How to romanticize the present and be happier now

Trying to write more. Creating rules for myself where blog writing is concerned seems to suck all of the joy out of it, which means I publish infrequently. Sorry.


So much has changed in the last year, but the main themes revolve around the biggest changes: Matt and I got engaged, and I got a new job, & I moved to the Bay Area. So, my life has basically been a waterfall of events that flow from those main factors.


Being a relatively young (by modern standards), engaged couple means that you need to be champions of each others’ growth and development as individuals. Sometimes, that means making the less comfortable choices — taking the job in another city, putting shit in a storage unit, moving away with no real gauge on when you’ll be able to be in the same place at the same time… not settling into the joy that we happened to find very early in life.

Like, really early in life. Me and Matt circa June 2012


But aside from all of the fairytale shit about true love and lifetime commitment, there’s a less poetic side of this. Moving was hard. It’s still hard- I’m in a perpetual state of limbo and I’ve had to rely EXTENSIVELY on my friends and family for various things. The act of asking for help is this weird paradox- it’s excruciatingly hard for an independent person to tap their friend group when they need something, but turn the situation around: don’t we LOVE helping our own friends out? I’m getting more comfortable with being vulnerable and admitting that some things are hard to do alone.

Relying on friends like this figgy angel
A picture of Luna and I road tripping from San Diego. The smile is fake.



I felt like I had everything going for me in SD- living with my fiancé and dog in a great apartment, wonderful friends, easy life. When I chose to move, I chose the more difficult path, without a doubt.

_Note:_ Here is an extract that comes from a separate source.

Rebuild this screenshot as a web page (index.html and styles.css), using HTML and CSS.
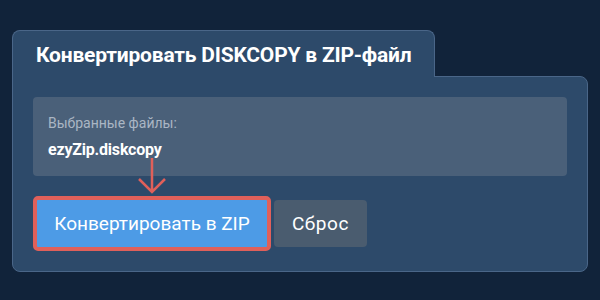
FILE: index.html
```html
<!DOCTYPE html>
<html lang="ru">
<head>
  <meta charset="UTF-8" />
  <meta name="viewport" content="width=device-width, initial-scale=1.0" />
  <title>Конвертировать DISKCOPY в ZIP-файл</title>
  <link rel="stylesheet" href="styles.css">
</head>
<body>
  <div class="card">
    <div class="tab">Конвертировать DISKCOPY в ZIP-файл</div>
    <div class="panel">
      <div class="files">
        <div class="files-label">Выбранные файлы:</div>
        <div class="files-name">ezyZip.diskcopy</div>
      </div>
      <div class="actions">
        <button class="btn convert">Конвертировать в ZIP</button>
        <button class="btn reset">Сброс</button>
        <svg class="arrow" width="30" height="37" viewBox="0 0 30 37">
          <path d="M15 0 L15 34 M2 21 L15 34 L28 21" fill="none" stroke="#e0605a" stroke-width="2.5" />
        </svg>
      </div>
    </div>
  </div>
</body>
</html>
```

FILE: styles.css
```css
body {
  margin: 0;
  background: #11233a;
  font-family: Roboto, 'Noto Sans', sans-serif;
  color: #ffffff;
}

.card {
  margin: 30px 0 0 12px;
  width: 576px;
}

.tab {
  display: inline-block;
  position: relative;
  z-index: 1;
  height: 46px;
  line-height: 48px;
  padding: 0 23px;
  margin-bottom: -1px;
  background: #2d4a6a;
  border: 1px solid #4a6688;
  border-bottom: none;
  border-radius: 8px 8px 0 0;
  font-size: 21px;
  font-weight: bold;
  letter-spacing: -0.2px;
}

.panel {
  background: #2d4a6a;
  border: 1px solid #4a6688;
  border-radius: 0 8px 8px 8px;
  padding: 20px;
}

.files {
  height: 79px;
  box-sizing: border-box;
  padding: 18px 15px 0;
  background: #4a6079;
  border-radius: 4px;
}

.files-label {
  font-size: 14px;
  color: #aab6c4;
  line-height: 16px;
}

.files-name {
  margin-top: 10px;
  font-size: 16px;
  font-weight: bold;
  letter-spacing: -0.2px;
  line-height: 18px;
}

.actions {
  position: relative;
  display: flex;
  align-items: center;
  margin-top: 20px;
  gap: 3px;
}

.btn {
  font-family: Roboto, 'Noto Sans', sans-serif;
  color: #ffffff;
  font-size: 19px;
  border: none;
  cursor: pointer;
}

.convert {
  width: 238px;
  height: 55px;
  background: #4d9be6;
  border: 4px solid #e0605a;
  border-radius: 5px;
}

.reset {
  width: 93px;
  height: 47px;
  background: #4a5c6f;
  border-radius: 4px;
  letter-spacing: 0.6px;
}

.arrow {
  position: absolute;
  left: 104px;
  top: -38px;
}
```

It would be really easy to think of this portion of my life as something I had to just endure! …but that’s not how I want to live.

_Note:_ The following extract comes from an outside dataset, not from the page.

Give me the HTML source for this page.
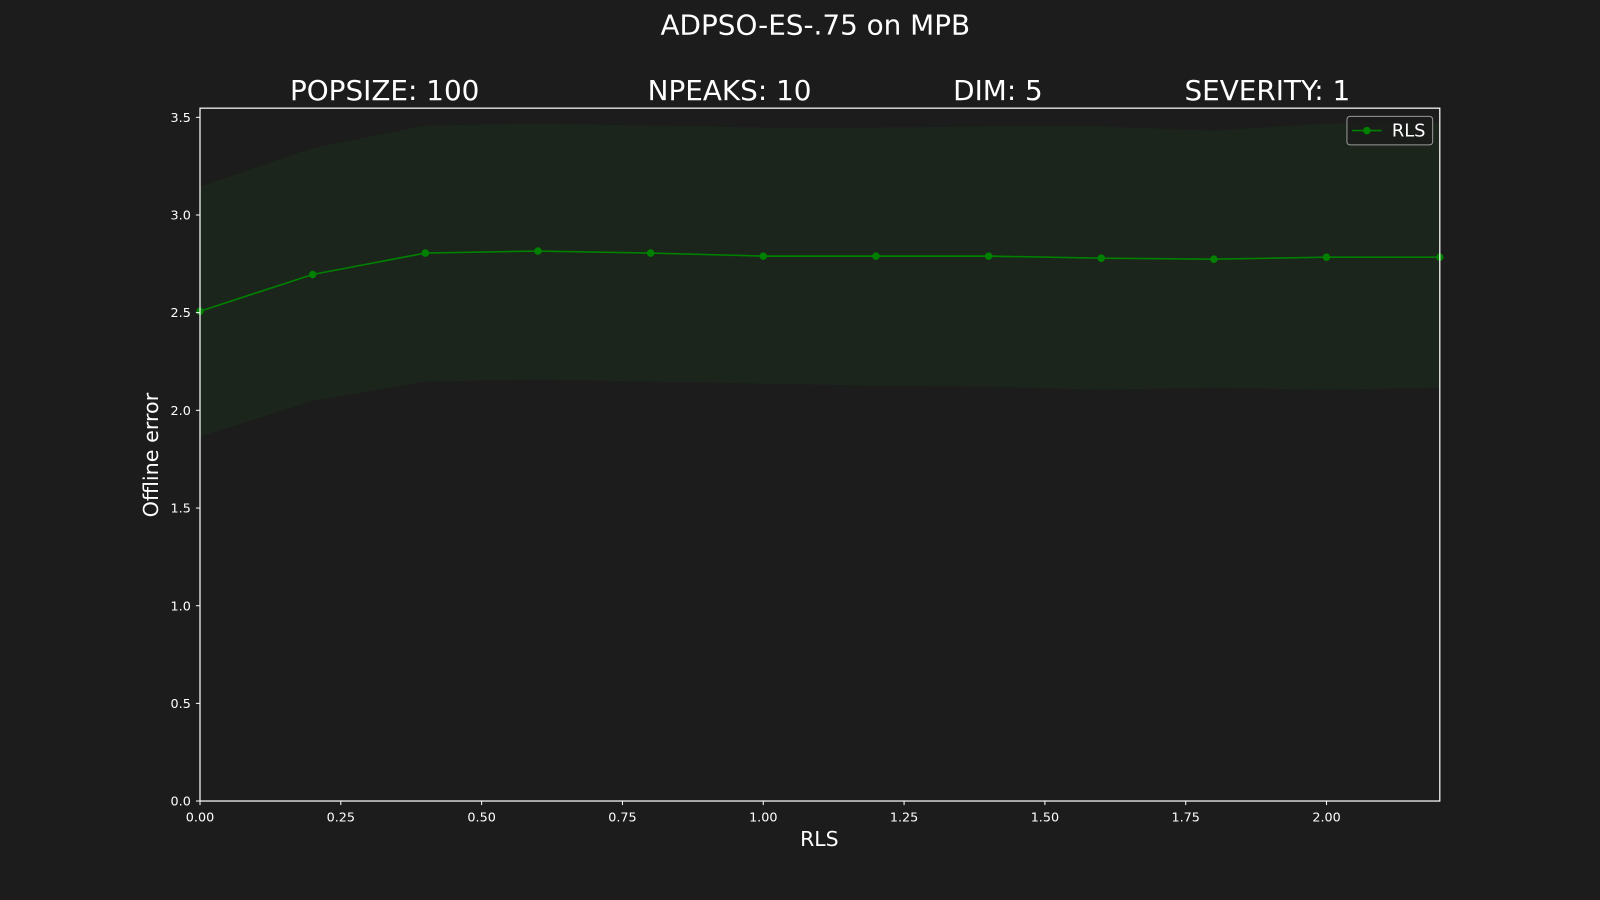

So, while I pine for San Diego and Matt and the ease of my old life, I’m trying to look at my life through the rosy lenses of future romanticized hindsight. Let me explain:

I have a tendency to look past the present moment and plan for the next thing. I don’t think these scripts are uncommon. I can’t enjoy this apartment because I wish I could buy a house. I can’t enjoy 2016 because 2017 is gonna be SO GREAT (spoiler… holy shit, it’s not). I can’t enjoy this body because it’d be better minus 10lbs. All of these impatient scripts take us out of the present and push the act of being happy onto some future version of ourselves.
There comes a point when you look back on your old life and think: damn, those were the DAYS. I LOVED that little apartment. There was so much sweetness in 2016. My body was SLAYING in those photos and I didn’t even realize. 
I don’t want to wait until that undetermined future date to love what I have now. I want to romanticize the hell out of this moment while I’m living it. I proudly rock my rose-colored lenses, even when things seem hard, because I know I’ll look back on this time and miss it. I am finding that nostalgic future joy, time-traveling it into the present, and enjoying it RIGHT THE HELL NOW.
I want it now.gif
Give me all those future feels NOW pls

When Matt and I lived in St. Louis, I complained more than I’d care to admit. But now, nearly 3 years removed from the Midwest, I’ve created this hallowed space in my memory for all of the beautiful things I loved in STL- running around Forest Park. Sharing a tiny studio apartment with Matt and sleeping on a mattress on the floor. Road trips to Chicago, Indianapolis, Iowa City! I wish I’d had the good sense to love everything about my experience a little more than I knew how to at the time.


So, friends: love this moment. Ignore how corny that sounds and just do it. Create romantic stories in your mind about your life. Imagine telling someone about your life, exactly as it is today, a few years from now — “It was a great time in my life. I would take these long walks on the weekend, winding through streets and exploring new shops. I had the freedom to do whatever, so I would take off on trips a lot. I was reading so much, and read nearly a book a week.” Whatever story inspires you, find some way to live it. Then love it while it’s here, becoming a part of the epic that is your life’s story.